_Problem description_.
Go over the entries below line by line, copying each one that contains the word "components".
>> BEGIN Supplied records
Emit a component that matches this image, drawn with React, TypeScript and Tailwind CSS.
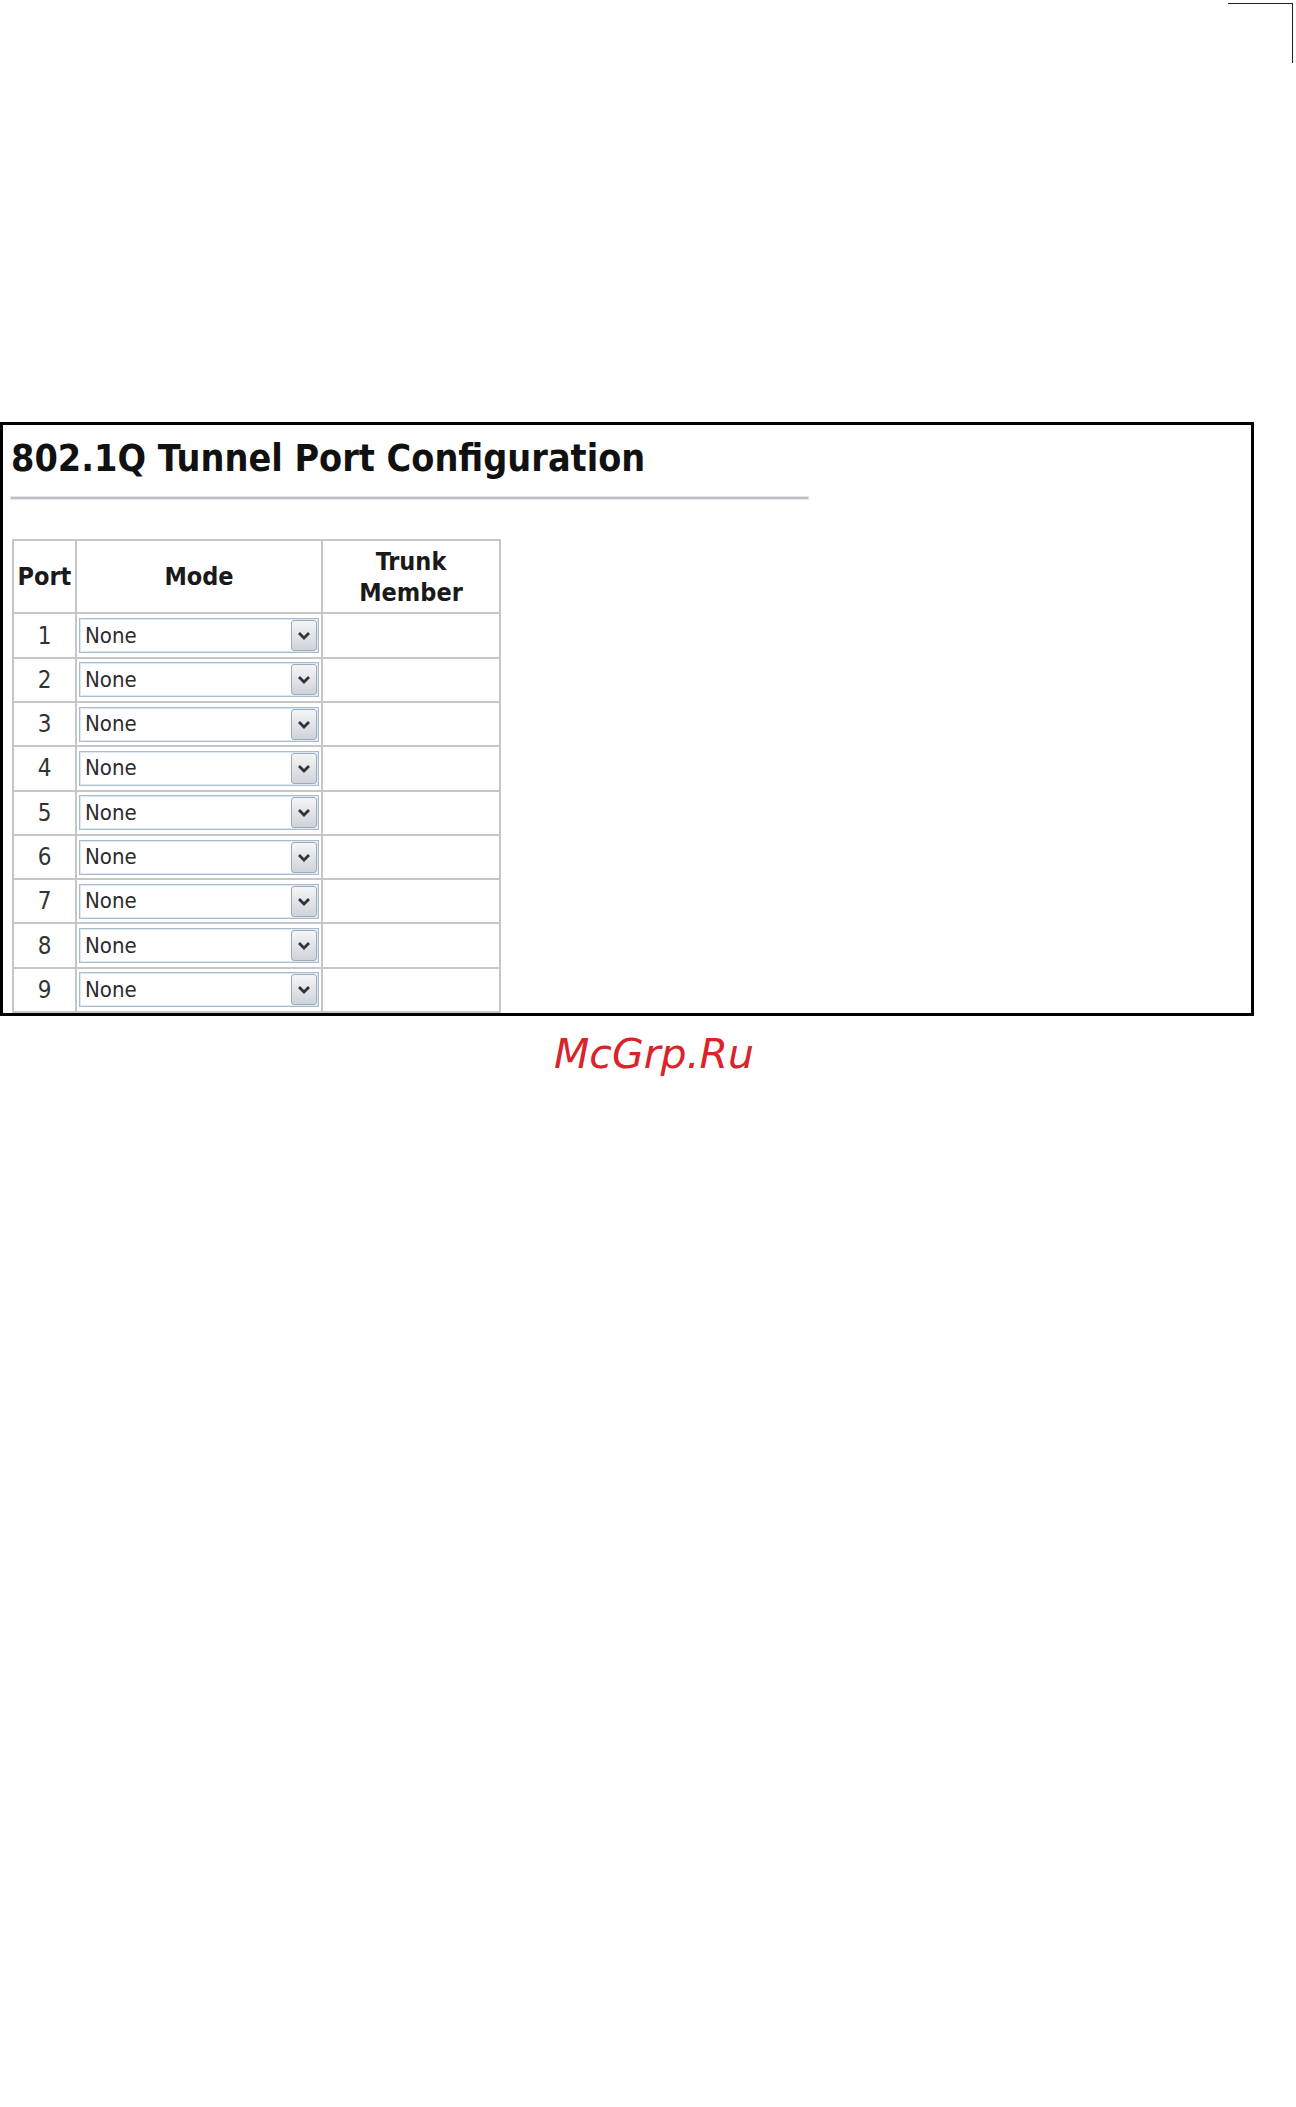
>> END Supplied records
>> BEGIN Supplied records
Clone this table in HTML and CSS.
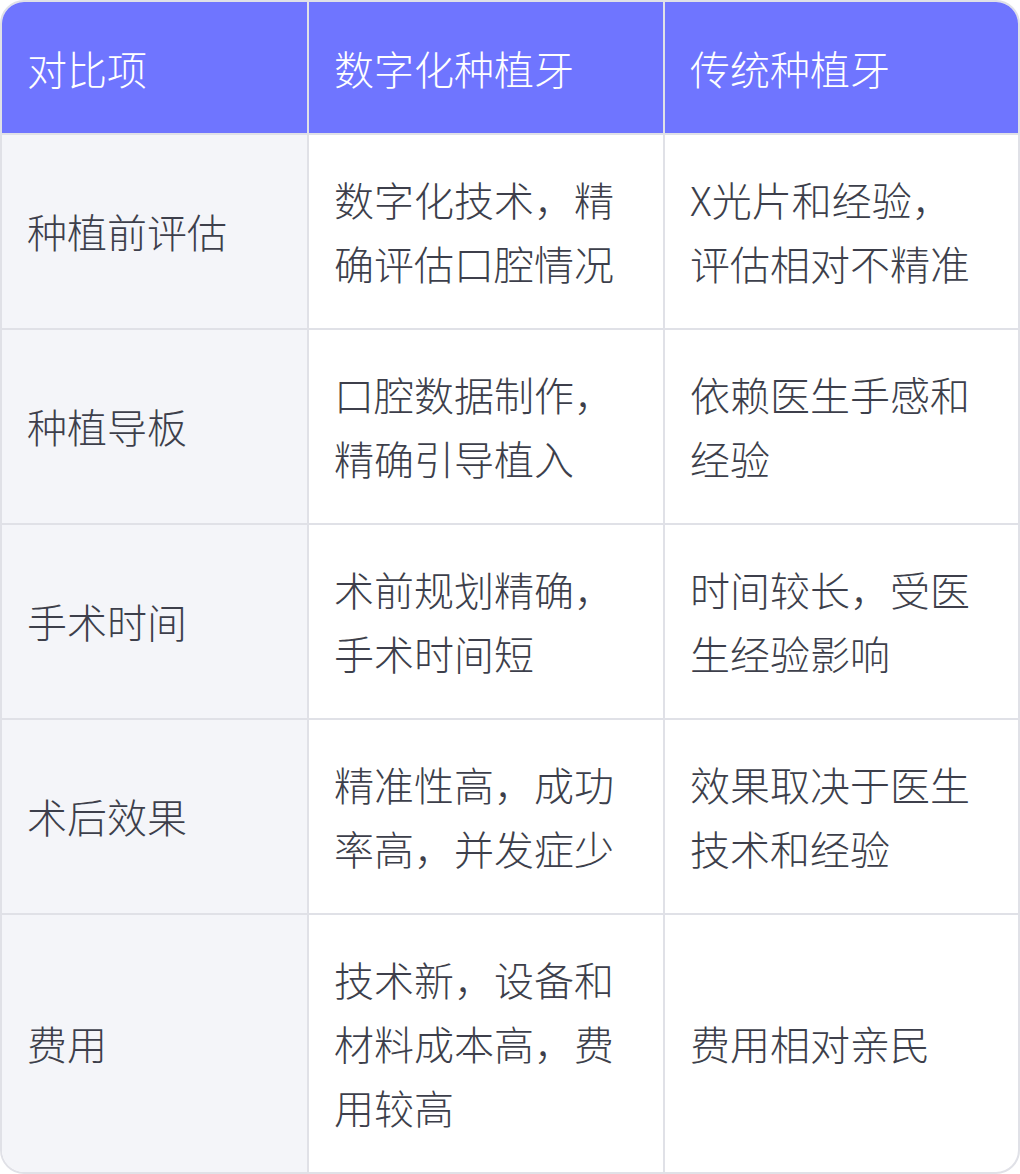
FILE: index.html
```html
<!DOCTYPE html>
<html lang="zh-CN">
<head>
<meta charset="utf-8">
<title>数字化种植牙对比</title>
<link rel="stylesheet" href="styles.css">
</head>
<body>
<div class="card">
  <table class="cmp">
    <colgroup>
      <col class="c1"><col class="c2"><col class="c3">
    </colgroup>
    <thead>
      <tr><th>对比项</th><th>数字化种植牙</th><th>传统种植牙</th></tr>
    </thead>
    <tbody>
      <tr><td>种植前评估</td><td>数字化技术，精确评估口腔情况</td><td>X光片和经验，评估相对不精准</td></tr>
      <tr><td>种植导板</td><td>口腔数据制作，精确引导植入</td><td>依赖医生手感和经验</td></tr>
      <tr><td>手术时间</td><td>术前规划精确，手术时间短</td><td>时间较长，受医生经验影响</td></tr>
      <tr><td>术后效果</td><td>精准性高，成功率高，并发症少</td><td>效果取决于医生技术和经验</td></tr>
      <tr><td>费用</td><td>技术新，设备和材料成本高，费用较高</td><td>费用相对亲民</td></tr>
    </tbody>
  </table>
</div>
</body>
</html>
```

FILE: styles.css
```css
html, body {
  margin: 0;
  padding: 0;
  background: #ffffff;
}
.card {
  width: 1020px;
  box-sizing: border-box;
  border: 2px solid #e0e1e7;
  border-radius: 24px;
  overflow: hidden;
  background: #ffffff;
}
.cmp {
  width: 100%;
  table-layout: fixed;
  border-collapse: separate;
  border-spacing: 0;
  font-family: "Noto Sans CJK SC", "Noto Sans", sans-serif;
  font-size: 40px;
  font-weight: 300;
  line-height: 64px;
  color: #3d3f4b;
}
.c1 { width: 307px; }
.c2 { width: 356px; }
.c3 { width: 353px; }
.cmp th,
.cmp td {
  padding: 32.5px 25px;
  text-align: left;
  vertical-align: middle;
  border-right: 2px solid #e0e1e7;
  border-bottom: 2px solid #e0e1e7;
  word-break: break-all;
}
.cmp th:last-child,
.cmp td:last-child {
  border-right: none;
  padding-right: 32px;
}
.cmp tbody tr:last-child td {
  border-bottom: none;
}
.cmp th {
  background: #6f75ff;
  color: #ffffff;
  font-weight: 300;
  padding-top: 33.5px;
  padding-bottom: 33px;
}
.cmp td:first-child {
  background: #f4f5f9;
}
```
>> END Supplied records
>> BEGIN Supplied records
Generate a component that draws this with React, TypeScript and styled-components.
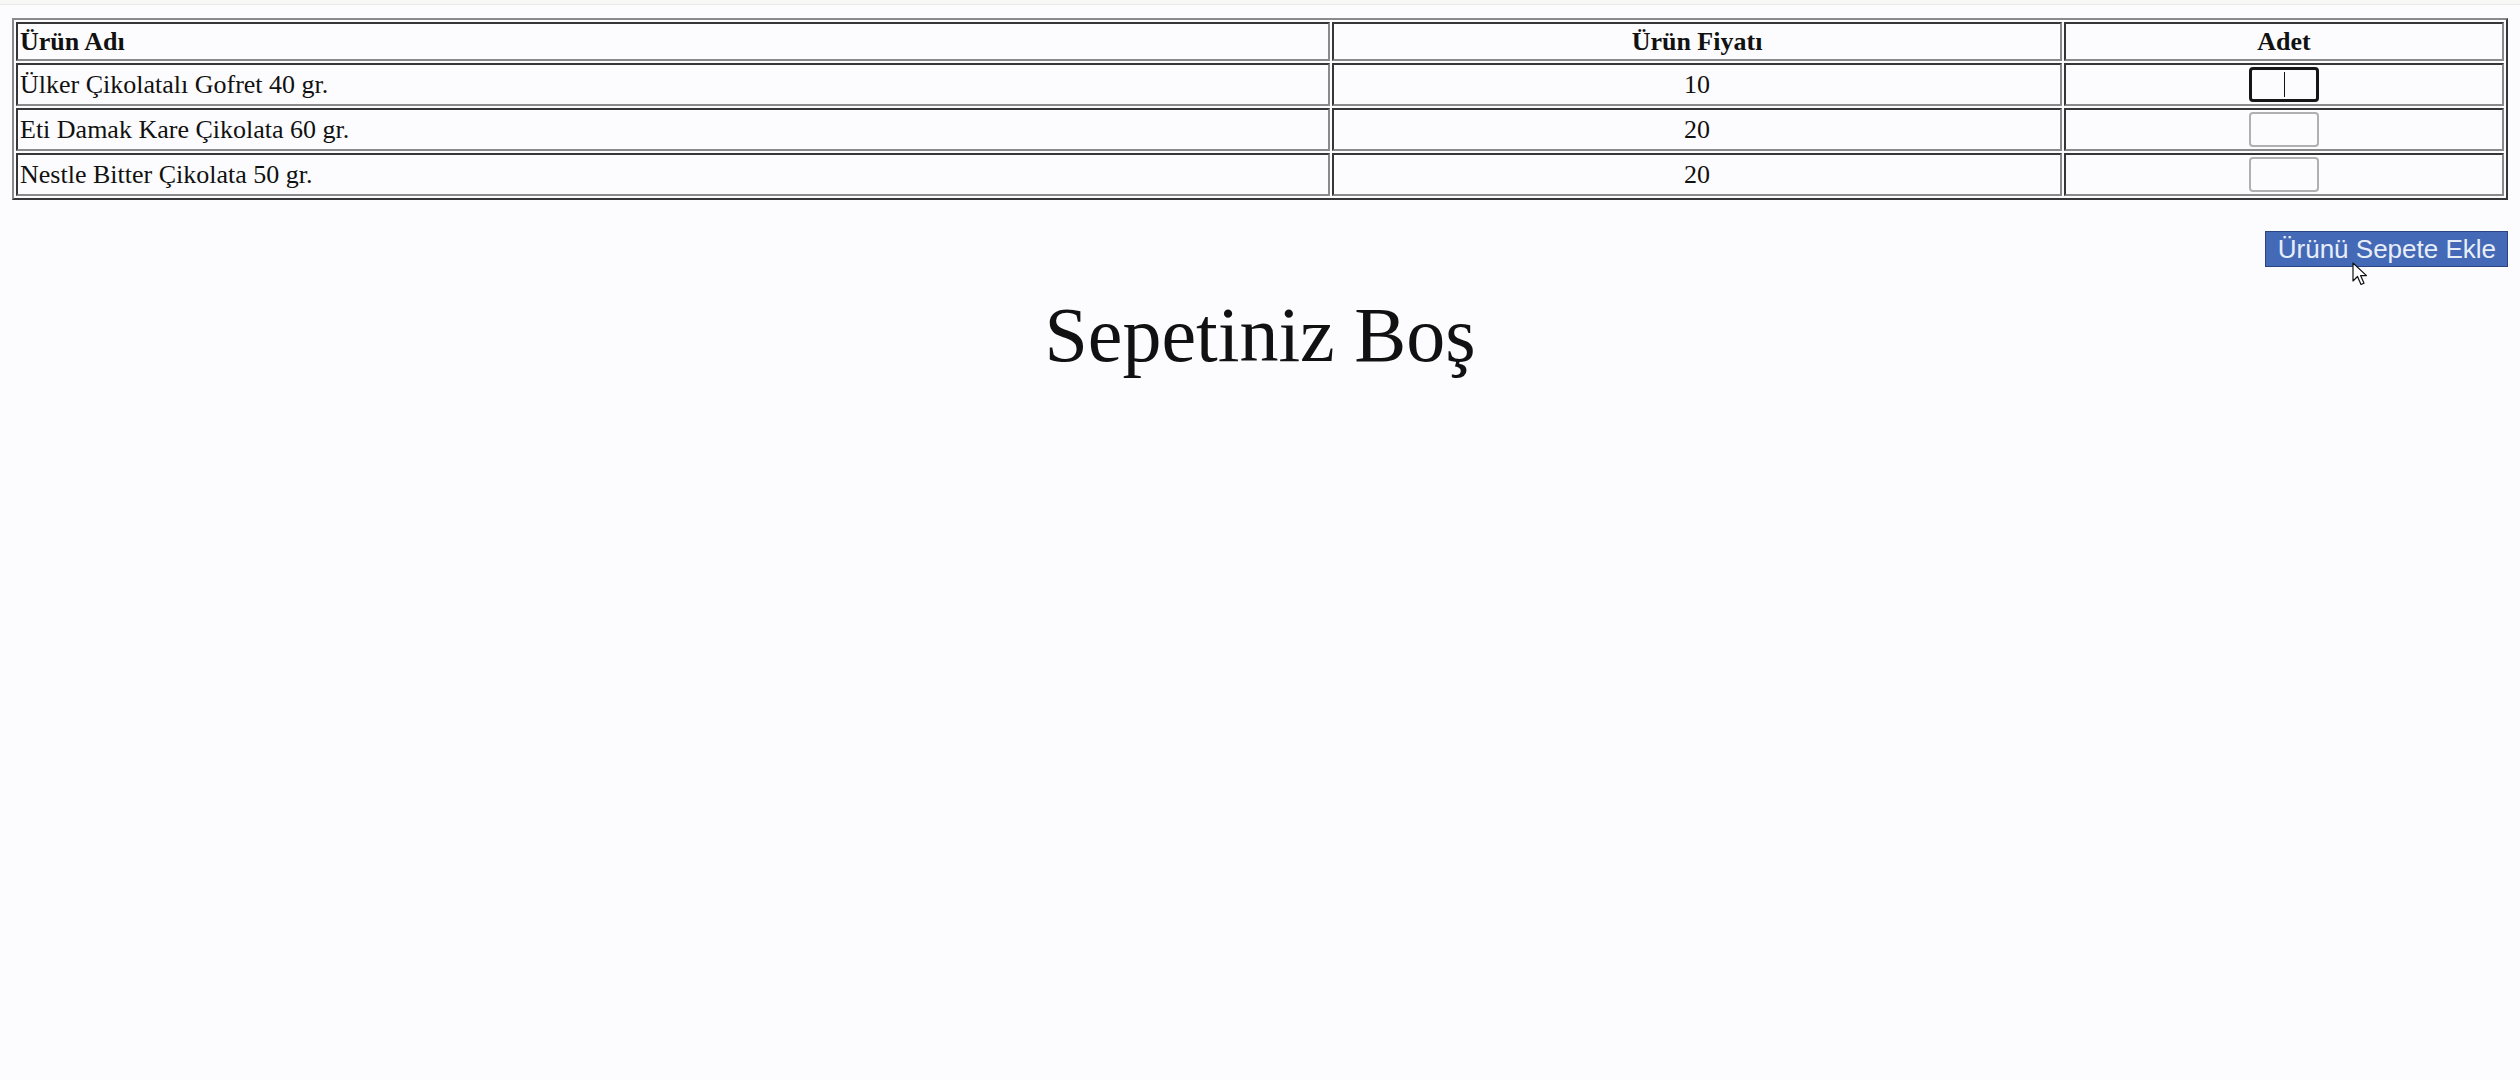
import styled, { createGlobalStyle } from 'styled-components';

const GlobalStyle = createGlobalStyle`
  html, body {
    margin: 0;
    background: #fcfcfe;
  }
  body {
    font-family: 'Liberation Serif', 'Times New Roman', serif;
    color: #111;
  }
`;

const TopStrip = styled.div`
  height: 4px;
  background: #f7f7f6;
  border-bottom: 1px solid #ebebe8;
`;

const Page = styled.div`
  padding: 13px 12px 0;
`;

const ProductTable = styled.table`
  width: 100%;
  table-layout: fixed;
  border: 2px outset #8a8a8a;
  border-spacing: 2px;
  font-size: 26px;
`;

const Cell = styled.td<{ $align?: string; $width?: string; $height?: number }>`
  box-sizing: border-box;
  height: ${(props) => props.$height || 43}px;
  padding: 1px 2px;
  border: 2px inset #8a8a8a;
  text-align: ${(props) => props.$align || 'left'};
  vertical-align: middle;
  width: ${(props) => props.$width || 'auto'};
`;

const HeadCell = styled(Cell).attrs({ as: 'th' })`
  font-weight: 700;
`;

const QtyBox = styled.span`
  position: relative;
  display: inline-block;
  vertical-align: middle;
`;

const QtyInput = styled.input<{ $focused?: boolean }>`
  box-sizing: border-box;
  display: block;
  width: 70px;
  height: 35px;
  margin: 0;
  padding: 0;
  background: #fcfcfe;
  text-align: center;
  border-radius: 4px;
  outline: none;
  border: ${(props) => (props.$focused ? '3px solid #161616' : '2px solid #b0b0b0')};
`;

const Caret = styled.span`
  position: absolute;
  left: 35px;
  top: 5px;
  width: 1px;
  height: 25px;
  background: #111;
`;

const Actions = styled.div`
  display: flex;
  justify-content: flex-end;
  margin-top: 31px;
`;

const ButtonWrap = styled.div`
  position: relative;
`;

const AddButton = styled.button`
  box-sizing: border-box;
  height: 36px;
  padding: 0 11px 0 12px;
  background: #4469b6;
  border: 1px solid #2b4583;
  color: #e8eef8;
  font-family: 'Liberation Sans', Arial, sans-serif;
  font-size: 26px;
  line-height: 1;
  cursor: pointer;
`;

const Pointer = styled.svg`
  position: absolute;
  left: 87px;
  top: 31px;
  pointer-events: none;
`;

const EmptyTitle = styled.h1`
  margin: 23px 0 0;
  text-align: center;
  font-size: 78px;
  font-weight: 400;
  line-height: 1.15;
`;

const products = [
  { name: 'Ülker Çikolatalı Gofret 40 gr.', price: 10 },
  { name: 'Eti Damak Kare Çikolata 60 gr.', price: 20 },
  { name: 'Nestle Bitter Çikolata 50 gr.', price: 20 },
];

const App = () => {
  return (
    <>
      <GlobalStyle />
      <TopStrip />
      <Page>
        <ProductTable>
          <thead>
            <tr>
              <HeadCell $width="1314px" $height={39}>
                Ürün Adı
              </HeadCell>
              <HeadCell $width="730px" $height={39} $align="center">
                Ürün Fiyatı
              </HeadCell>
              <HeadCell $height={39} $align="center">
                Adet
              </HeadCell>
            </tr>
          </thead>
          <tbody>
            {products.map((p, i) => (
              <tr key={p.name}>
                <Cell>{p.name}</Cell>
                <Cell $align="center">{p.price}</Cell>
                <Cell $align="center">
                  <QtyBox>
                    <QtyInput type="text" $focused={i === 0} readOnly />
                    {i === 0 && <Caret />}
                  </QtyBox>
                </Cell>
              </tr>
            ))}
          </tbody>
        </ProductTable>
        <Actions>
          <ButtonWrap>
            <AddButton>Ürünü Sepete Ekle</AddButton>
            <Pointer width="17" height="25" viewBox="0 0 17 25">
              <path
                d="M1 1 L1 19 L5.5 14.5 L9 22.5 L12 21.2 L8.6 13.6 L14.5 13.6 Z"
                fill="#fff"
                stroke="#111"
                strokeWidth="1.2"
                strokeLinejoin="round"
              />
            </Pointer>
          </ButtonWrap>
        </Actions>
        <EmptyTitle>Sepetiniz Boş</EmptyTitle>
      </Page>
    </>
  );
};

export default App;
>> END Supplied records
_Result_.
Generate a component that draws this with React, TypeScript and styled-components.
import styled, { createGlobalStyle } from 'styled-components';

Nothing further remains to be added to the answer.